Treatment for troubled youths comes in many forms. At the DeSisto School in Stockbridge, a private school specializing in the needs of students with emotional problems, one form of help offered is deep immersion in the performing arts.

Organized six years ago by the school’s Executive Director and founder, A. Michael DeSisto, the dinner theater program provides 10 students and one former student with a unique opportunity to learn about the theater and themselves. That is at least what DeSisto, also Executive Producer of the productions, and other school faculty, hope will take place.

“The theater gives kids the opportunity to feel things in a safe way”. DeSisto explained. “Many of the students are not able to show or experience their feelings because they are afraid or embarrassed. The theater allows them to get used to feeling. And that’s healthy.
The feedback they get from it is also very powerful”, he continued. “They get an immediate good response that can sustain them. It’s like feeding Shamu (a performing whale at Sea World). He knows there will be more if he continues. The kids know it, too.”

Believing that if given the chance, all kids really want to be good, DeSisto said Dinner Theater gives his kids that chance. “Theater is very disciplined”, he said. “The pressure of a performance makes them control themselves in a good way. They have to be ready to go and do their performance each night. They have a responsibility to focus on that evening’s production. (Dinner Theater) lets them see that they are not as out-of-control as they think they are.”

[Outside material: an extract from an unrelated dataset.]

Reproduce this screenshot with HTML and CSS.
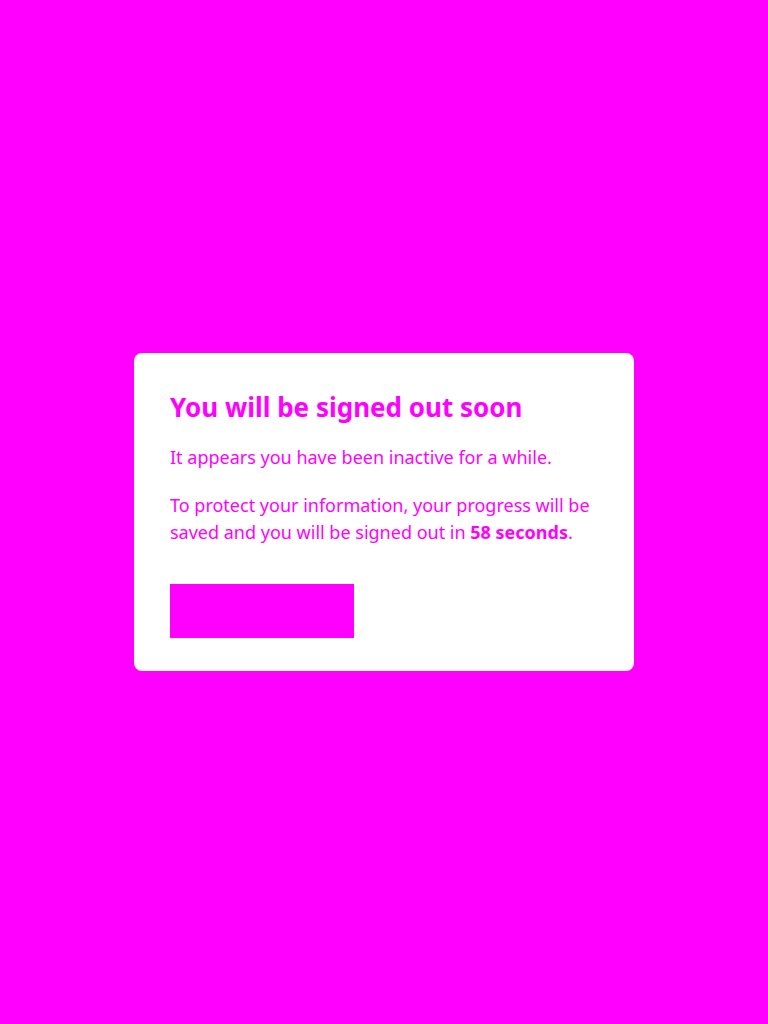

Because they have experienced problems such as drug or alcohol abuse, family difficulties, depression or criminal behavior, the student performers involved with the program say they do seem to discover, often for the first time, meaningful friendships, a sense of accomplishment and renewed self-respect. “I love performing”, said 16-year-old Cristina Campanella, who came to the school because “it was either here or jail. I feel very safe here and I’m helping myself. It’s a better alternative to drugs and alcohol. Plus, I get to sing this Southern song, and I’m from Louisiana, so it’s really neat to do the part. It fits me really well”, she added, visibly delighted at the realization that she is enjoying herself and her new role.